SET EXERCISE
Restate the listing that follows word for word, without its pictures.

━━━━━ DATASET CONTENT

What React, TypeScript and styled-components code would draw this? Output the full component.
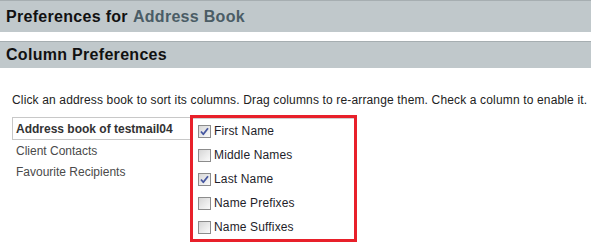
import styled, { createGlobalStyle } from 'styled-components';

const GlobalStyle = createGlobalStyle`
  body {
    margin: 0;
    background: #fff;
    font-family: 'Liberation Sans', Arial, sans-serif;
  }
`;

const S_Page = styled.div`
  width: 591px;
  height: 244px;
  overflow: hidden;
`;

const S_Bar = styled.h2<{ $height: number; $gap: number }>`
  margin: ${(p) => p.$gap}px 0 0;
  height: ${(p) => p.$height}px;
  box-sizing: border-box;
  border-top: 1px solid #a6aeb1;
  background: #c0c8cb;
  padding: 0 6px;
  display: flex;
  align-items: center;
  font-size: 16px;
  font-weight: bold;
  letter-spacing: 0.3px;
  color: #111;
`;

const S_Accent = styled.span`
  color: #4b5d66;
  margin-left: 5px;
`;

const S_Content = styled.div`
  padding: 0 12px;
`;

const S_Hint = styled.p`
  margin: 25px 0 0;
  font-size: 12px;
  line-height: 14px;
  letter-spacing: 0.15px;
  color: #222;
  white-space: nowrap;
`;

const S_Columns = styled.div`
  display: flex;
  align-items: flex-start;
  margin-top: 8px;
`;

const S_BookList = styled.ul`
  list-style: none;
  margin: 2px 0 0;
  padding: 0;
  width: 178px;
`;

const S_Book = styled.li<{ $active?: boolean }>`
  height: ${(p) => (p.$active ? 23 : 21)}px;
  box-sizing: border-box;
  display: flex;
  align-items: center;
  padding-left: ${(p) => (p.$active ? 3 : 4)}px;
  font-size: 12px;
  color: ${(p) => (p.$active ? '#333' : '#4a4a4a')};
  font-weight: ${(p) => (p.$active ? 'bold' : 'normal')};
  border: ${(p) => (p.$active ? '1px solid #c8c8c8' : 'none')};
  border-right: none;
`;

const S_Highlight = styled.div`
  width: 167px;
  box-sizing: border-box;
  border: 3px solid #e8202a;
`;

const S_ColumnList = styled.ul`
  list-style: none;
  margin: 0;
  padding: 0 0 0 5px;
  border-top: 1px solid #cfcfcf;
`;

const S_ColumnRow = styled.li`
  height: 24px;
  display: flex;
  align-items: center;
  gap: 3px;
  font-size: 12px;
  letter-spacing: 0.15px;
  color: #1e1e2a;
`;

const S_Box = styled.span`
  width: 13px;
  height: 13px;
  box-sizing: border-box;
  border: 1px solid #8c8c8c;
  background: linear-gradient(135deg, #d6d6d6 0%, #f0f0f0 70%, #fbfbfb 100%);
  display: flex;
  align-items: center;
  justify-content: center;
`;

const columns = [
  { name: 'First Name', checked: true },
  { name: 'Middle Names', checked: false },
  { name: 'Last Name', checked: true },
  { name: 'Name Prefixes', checked: false },
  { name: 'Name Suffixes', checked: false },
];

const Check = ({ checked }: { checked: boolean }) => (
  <S_Box>
    {checked && (
      <svg width="11" height="11" viewBox="0 0 11 11">
        <path
          d="M2 5.5 L4.3 8.3 L9 2.2"
          fill="none"
          stroke="#4657a0"
          strokeWidth="1.8"
          strokeLinejoin="round"
        />
      </svg>
    )}
  </S_Box>
);

const App = () => {
  return (
    <S_Page>
      <GlobalStyle />
      <S_Bar $height={32} $gap={0}>
        Preferences for<S_Accent>Address Book</S_Accent>
      </S_Bar>
      <S_Bar $height={27} $gap={9}>
        Column Preferences
      </S_Bar>
      <S_Content>
        <S_Hint>
          Click an address book to sort its columns. Drag columns to re-arrange them. Check a
          column to enable it.
        </S_Hint>
        <S_Columns>
          <S_BookList>
            <S_Book $active>Address book of testmail04</S_Book>
            <S_Book>Client Contacts</S_Book>
            <S_Book>Favourite Recipients</S_Book>
          </S_BookList>
          <S_Highlight>
            <S_ColumnList>
              {columns.map((c) => (
                <S_ColumnRow key={c.name}>
                  <Check checked={c.checked} />
                  {c.name}
                </S_ColumnRow>
              ))}
            </S_ColumnList>
          </S_Highlight>
        </S_Columns>
      </S_Content>
    </S_Page>
  );
};

export default App;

━━━━━━━━━━

OUTPUT
What React, TypeScript and styled-components code would draw this? Output the full component.
import styled, { createGlobalStyle } from 'styled-components';

const GlobalStyle = createGlobalStyle`
  body {
    margin: 0;
    background: #fff;
    font-family: 'Liberation Sans', Arial, sans-serif;
  }
`;

const S_Page = styled.div`
  width: 591px;
  height: 244px;
  overflow: hidden;
`;

const S_Bar = styled.h2<{ $height: number; $gap: number }>`
  margin: ${(p) => p.$gap}px 0 0;
  height: ${(p) => p.$height}px;
  box-sizing: border-box;
  border-top: 1px solid #a6aeb1;
  background: #c0c8cb;
  padding: 0 6px;
  display: flex;
  align-items: center;
  font-size: 16px;
  font-weight: bold;
  letter-spacing: 0.3px;
  color: #111;
`;

const S_Accent = styled.span`
  color: #4b5d66;
  margin-left: 5px;
`;

const S_Content = styled.div`
  padding: 0 12px;
`;

const S_Hint = styled.p`
  margin: 25px 0 0;
  font-size: 12px;
  line-height: 14px;
  letter-spacing: 0.15px;
  color: #222;
  white-space: nowrap;
`;

const S_Columns = styled.div`
  display: flex;
  align-items: flex-start;
  margin-top: 8px;
`;

const S_BookList = styled.ul`
  list-style: none;
  margin: 2px 0 0;
  padding: 0;
  width: 178px;
`;

const S_Book = styled.li<{ $active?: boolean }>`
  height: ${(p) => (p.$active ? 23 : 21)}px;
  box-sizing: border-box;
  display: flex;
  align-items: center;
  padding-left: ${(p) => (p.$active ? 3 : 4)}px;
  font-size: 12px;
  color: ${(p) => (p.$active ? '#333' : '#4a4a4a')};
  font-weight: ${(p) => (p.$active ? 'bold' : 'normal')};
  border: ${(p) => (p.$active ? '1px solid #c8c8c8' : 'none')};
  border-right: none;
`;

const S_Highlight = styled.div`
  width: 167px;
  box-sizing: border-box;
  border: 3px solid #e8202a;
`;

const S_ColumnList = styled.ul`
  list-style: none;
  margin: 0;
  padding: 0 0 0 5px;
  border-top: 1px solid #cfcfcf;
`;

const S_ColumnRow = styled.li`
  height: 24px;
  display: flex;
  align-items: center;
  gap: 3px;
  font-size: 12px;
  letter-spacing: 0.15px;
  color: #1e1e2a;
`;

const S_Box = styled.span`
  width: 13px;
  height: 13px;
  box-sizing: border-box;
  border: 1px solid #8c8c8c;
  background: linear-gradient(135deg, #d6d6d6 0%, #f0f0f0 70%, #fbfbfb 100%);
  display: flex;
  align-items: center;
  justify-content: center;
`;

const columns = [
  { name: 'First Name', checked: true },
  { name: 'Middle Names', checked: false },
  { name: 'Last Name', checked: true },
  { name: 'Name Prefixes', checked: false },
  { name: 'Name Suffixes', checked: false },
];

const Check = ({ checked }: { checked: boolean }) => (
  <S_Box>
    {checked && (
      <svg width="11" height="11" viewBox="0 0 11 11">
        <path
          d="M2 5.5 L4.3 8.3 L9 2.2"
          fill="none"
          stroke="#4657a0"
          strokeWidth="1.8"
          strokeLinejoin="round"
        />
      </svg>
    )}
  </S_Box>
);

const App = () => {
  return (
    <S_Page>
      <GlobalStyle />
      <S_Bar $height={32} $gap={0}>
        Preferences for<S_Accent>Address Book</S_Accent>
      </S_Bar>
      <S_Bar $height={27} $gap={9}>
        Column Preferences
      </S_Bar>
      <S_Content>
        <S_Hint>
          Click an address book to sort its columns. Drag columns to re-arrange them. Check a
          column to enable it.
        </S_Hint>
        <S_Columns>
          <S_BookList>
            <S_Book $active>Address book of testmail04</S_Book>
            <S_Book>Client Contacts</S_Book>
            <S_Book>Favourite Recipients</S_Book>
          </S_BookList>
          <S_Highlight>
            <S_ColumnList>
              {columns.map((c) => (
                <S_ColumnRow key={c.name}>
                  <Check checked={c.checked} />
                  {c.name}
                </S_ColumnRow>
              ))}
            </S_ColumnList>
          </S_Highlight>
        </S_Columns>
      </S_Content>
    </S_Page>
  );
};

export default App;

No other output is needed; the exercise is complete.